* Work to complete
Output the material below unchanged, apart from leaving out the pictures.

* Information provided
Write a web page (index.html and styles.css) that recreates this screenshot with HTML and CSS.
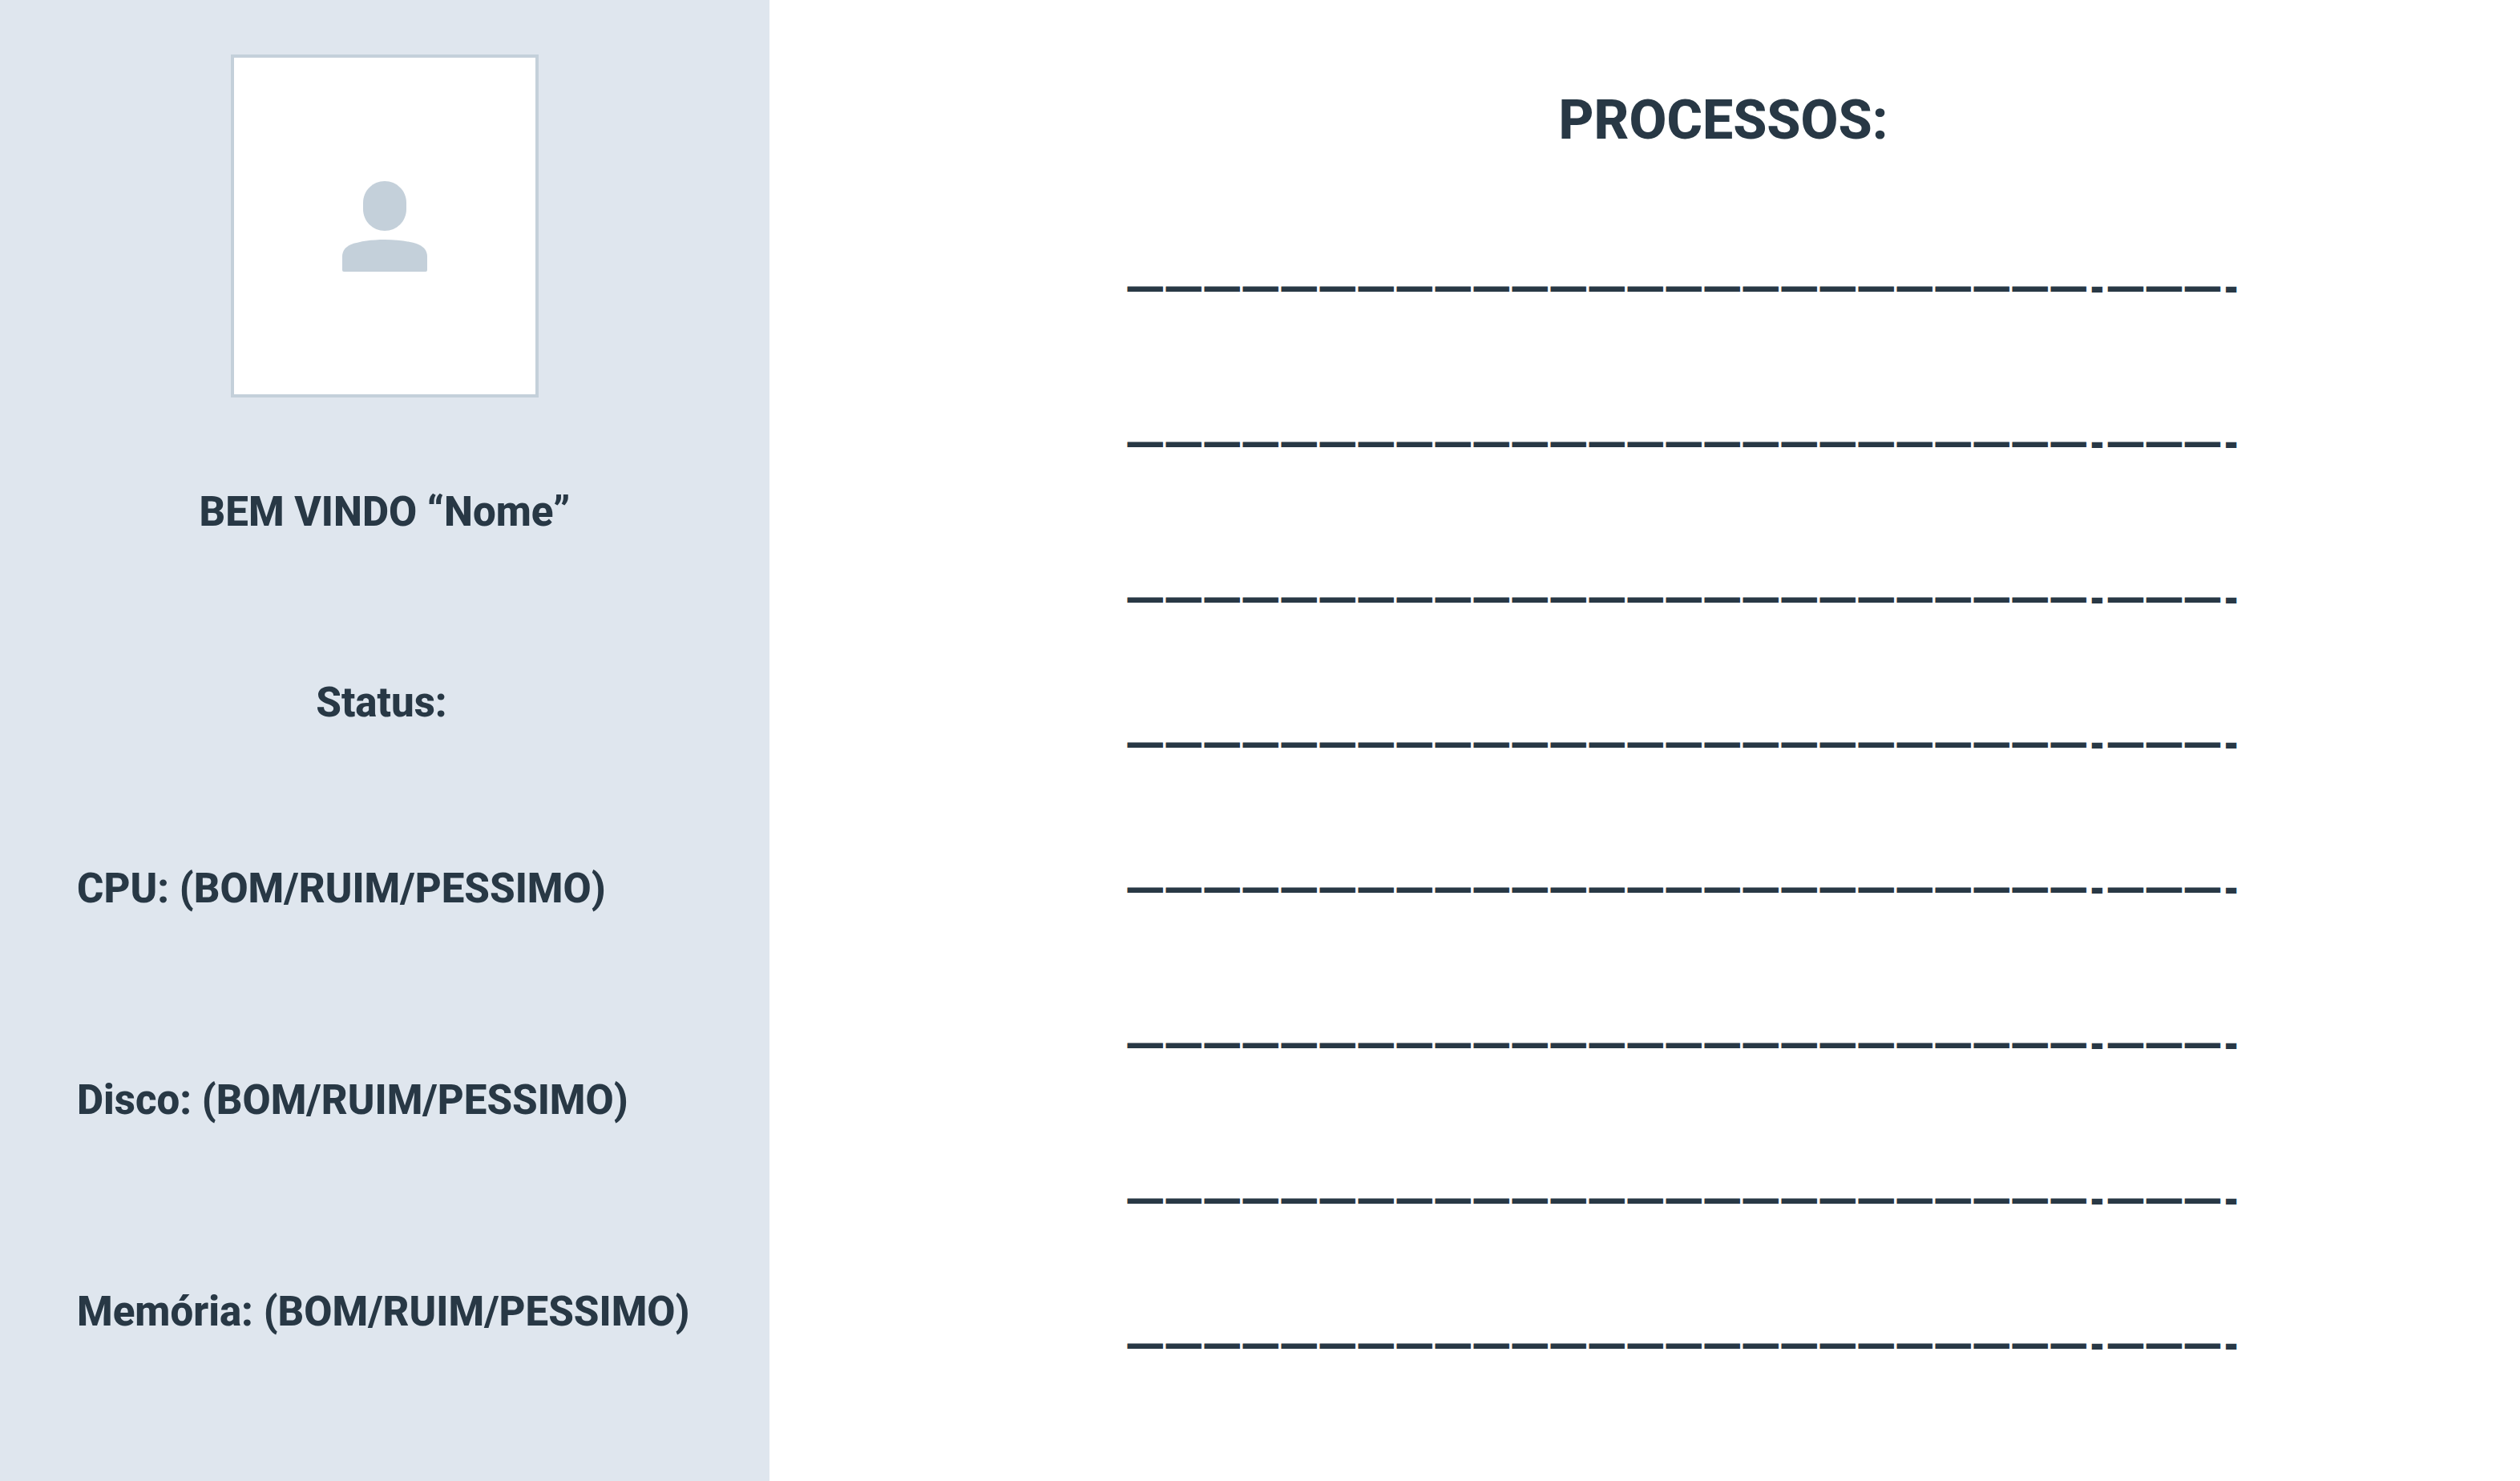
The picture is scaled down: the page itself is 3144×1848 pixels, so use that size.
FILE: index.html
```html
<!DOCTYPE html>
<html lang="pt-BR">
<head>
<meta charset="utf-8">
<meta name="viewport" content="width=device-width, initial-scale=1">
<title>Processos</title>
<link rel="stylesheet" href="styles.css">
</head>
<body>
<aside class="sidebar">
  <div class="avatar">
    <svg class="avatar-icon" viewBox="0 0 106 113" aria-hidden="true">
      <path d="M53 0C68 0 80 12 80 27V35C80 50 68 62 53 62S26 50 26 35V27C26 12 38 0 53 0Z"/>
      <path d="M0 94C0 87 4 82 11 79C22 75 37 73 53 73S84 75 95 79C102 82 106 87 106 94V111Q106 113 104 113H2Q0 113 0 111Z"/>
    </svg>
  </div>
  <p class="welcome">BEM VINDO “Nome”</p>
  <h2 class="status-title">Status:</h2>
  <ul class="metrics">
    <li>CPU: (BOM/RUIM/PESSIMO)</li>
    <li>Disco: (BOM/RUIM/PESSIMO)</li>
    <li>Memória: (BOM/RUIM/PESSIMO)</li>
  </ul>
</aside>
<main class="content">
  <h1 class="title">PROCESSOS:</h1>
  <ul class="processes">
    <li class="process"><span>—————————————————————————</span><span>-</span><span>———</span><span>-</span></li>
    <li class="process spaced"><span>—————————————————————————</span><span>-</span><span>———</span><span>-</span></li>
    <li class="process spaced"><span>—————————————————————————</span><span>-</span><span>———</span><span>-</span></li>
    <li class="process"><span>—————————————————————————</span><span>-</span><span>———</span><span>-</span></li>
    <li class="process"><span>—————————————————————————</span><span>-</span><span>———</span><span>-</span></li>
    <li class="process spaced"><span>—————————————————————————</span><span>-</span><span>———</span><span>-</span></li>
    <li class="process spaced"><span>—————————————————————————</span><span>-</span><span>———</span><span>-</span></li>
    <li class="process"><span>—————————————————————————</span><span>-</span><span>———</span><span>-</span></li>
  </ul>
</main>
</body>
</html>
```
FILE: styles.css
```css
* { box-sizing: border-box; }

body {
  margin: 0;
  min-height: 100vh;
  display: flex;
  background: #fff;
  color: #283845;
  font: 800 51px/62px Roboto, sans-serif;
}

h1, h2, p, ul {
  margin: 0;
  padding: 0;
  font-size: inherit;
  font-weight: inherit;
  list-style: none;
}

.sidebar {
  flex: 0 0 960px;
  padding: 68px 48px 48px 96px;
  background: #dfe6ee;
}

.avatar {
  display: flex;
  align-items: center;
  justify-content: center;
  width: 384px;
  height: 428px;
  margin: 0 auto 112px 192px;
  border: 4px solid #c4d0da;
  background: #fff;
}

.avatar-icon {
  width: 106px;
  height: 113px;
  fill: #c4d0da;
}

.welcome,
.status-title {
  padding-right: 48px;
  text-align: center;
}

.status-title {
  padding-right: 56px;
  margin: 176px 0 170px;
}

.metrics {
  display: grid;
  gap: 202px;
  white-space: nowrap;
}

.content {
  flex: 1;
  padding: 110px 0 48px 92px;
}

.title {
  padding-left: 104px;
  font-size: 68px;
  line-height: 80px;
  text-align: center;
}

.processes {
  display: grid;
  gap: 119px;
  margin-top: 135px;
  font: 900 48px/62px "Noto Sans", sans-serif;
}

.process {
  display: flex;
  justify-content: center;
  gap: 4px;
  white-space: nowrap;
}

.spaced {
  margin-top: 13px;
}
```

* Answer to the problem
Write a web page (index.html and styles.css) that recreates this screenshot with HTML and CSS.
The picture is scaled down: the page itself is 3144×1848 pixels, so use that size.
FILE: index.html
```html
<!DOCTYPE html>
<html lang="pt-BR">
<head>
<meta charset="utf-8">
<meta name="viewport" content="width=device-width, initial-scale=1">
<title>Processos</title>
<link rel="stylesheet" href="styles.css">
</head>
<body>
<aside class="sidebar">
  <div class="avatar">
    <svg class="avatar-icon" viewBox="0 0 106 113" aria-hidden="true">
      <path d="M53 0C68 0 80 12 80 27V35C80 50 68 62 53 62S26 50 26 35V27C26 12 38 0 53 0Z"/>
      <path d="M0 94C0 87 4 82 11 79C22 75 37 73 53 73S84 75 95 79C102 82 106 87 106 94V111Q106 113 104 113H2Q0 113 0 111Z"/>
    </svg>
  </div>
  <p class="welcome">BEM VINDO “Nome”</p>
  <h2 class="status-title">Status:</h2>
  <ul class="metrics">
    <li>CPU: (BOM/RUIM/PESSIMO)</li>
    <li>Disco: (BOM/RUIM/PESSIMO)</li>
    <li>Memória: (BOM/RUIM/PESSIMO)</li>
  </ul>
</aside>
<main class="content">
  <h1 class="title">PROCESSOS:</h1>
  <ul class="processes">
    <li class="process"><span>—————————————————————————</span><span>-</span><span>———</span><span>-</span></li>
    <li class="process spaced"><span>—————————————————————————</span><span>-</span><span>———</span><span>-</span></li>
    <li class="process spaced"><span>—————————————————————————</span><span>-</span><span>———</span><span>-</span></li>
    <li class="process"><span>—————————————————————————</span><span>-</span><span>———</span><span>-</span></li>
    <li class="process"><span>—————————————————————————</span><span>-</span><span>———</span><span>-</span></li>
    <li class="process spaced"><span>—————————————————————————</span><span>-</span><span>———</span><span>-</span></li>
    <li class="process spaced"><span>—————————————————————————</span><span>-</span><span>———</span><span>-</span></li>
    <li class="process"><span>—————————————————————————</span><span>-</span><span>———</span><span>-</span></li>
  </ul>
</main>
</body>
</html>
```
FILE: styles.css
```css
* { box-sizing: border-box; }

body {
  margin: 0;
  min-height: 100vh;
  display: flex;
  background: #fff;
  color: #283845;
  font: 800 51px/62px Roboto, sans-serif;
}

h1, h2, p, ul {
  margin: 0;
  padding: 0;
  font-size: inherit;
  font-weight: inherit;
  list-style: none;
}

.sidebar {
  flex: 0 0 960px;
  padding: 68px 48px 48px 96px;
  background: #dfe6ee;
}

.avatar {
  display: flex;
  align-items: center;
  justify-content: center;
  width: 384px;
  height: 428px;
  margin: 0 auto 112px 192px;
  border: 4px solid #c4d0da;
  background: #fff;
}

.avatar-icon {
  width: 106px;
  height: 113px;
  fill: #c4d0da;
}

.welcome,
.status-title {
  padding-right: 48px;
  text-align: center;
}

.status-title {
  padding-right: 56px;
  margin: 176px 0 170px;
}

.metrics {
  display: grid;
  gap: 202px;
  white-space: nowrap;
}

.content {
  flex: 1;
  padding: 110px 0 48px 92px;
}

.title {
  padding-left: 104px;
  font-size: 68px;
  line-height: 80px;
  text-align: center;
}

.processes {
  display: grid;
  gap: 119px;
  margin-top: 135px;
  font: 900 48px/62px "Noto Sans", sans-serif;
}

.process {
  display: flex;
  justify-content: center;
  gap: 4px;
  white-space: nowrap;
}

.spaced {
  margin-top: 13px;
}
```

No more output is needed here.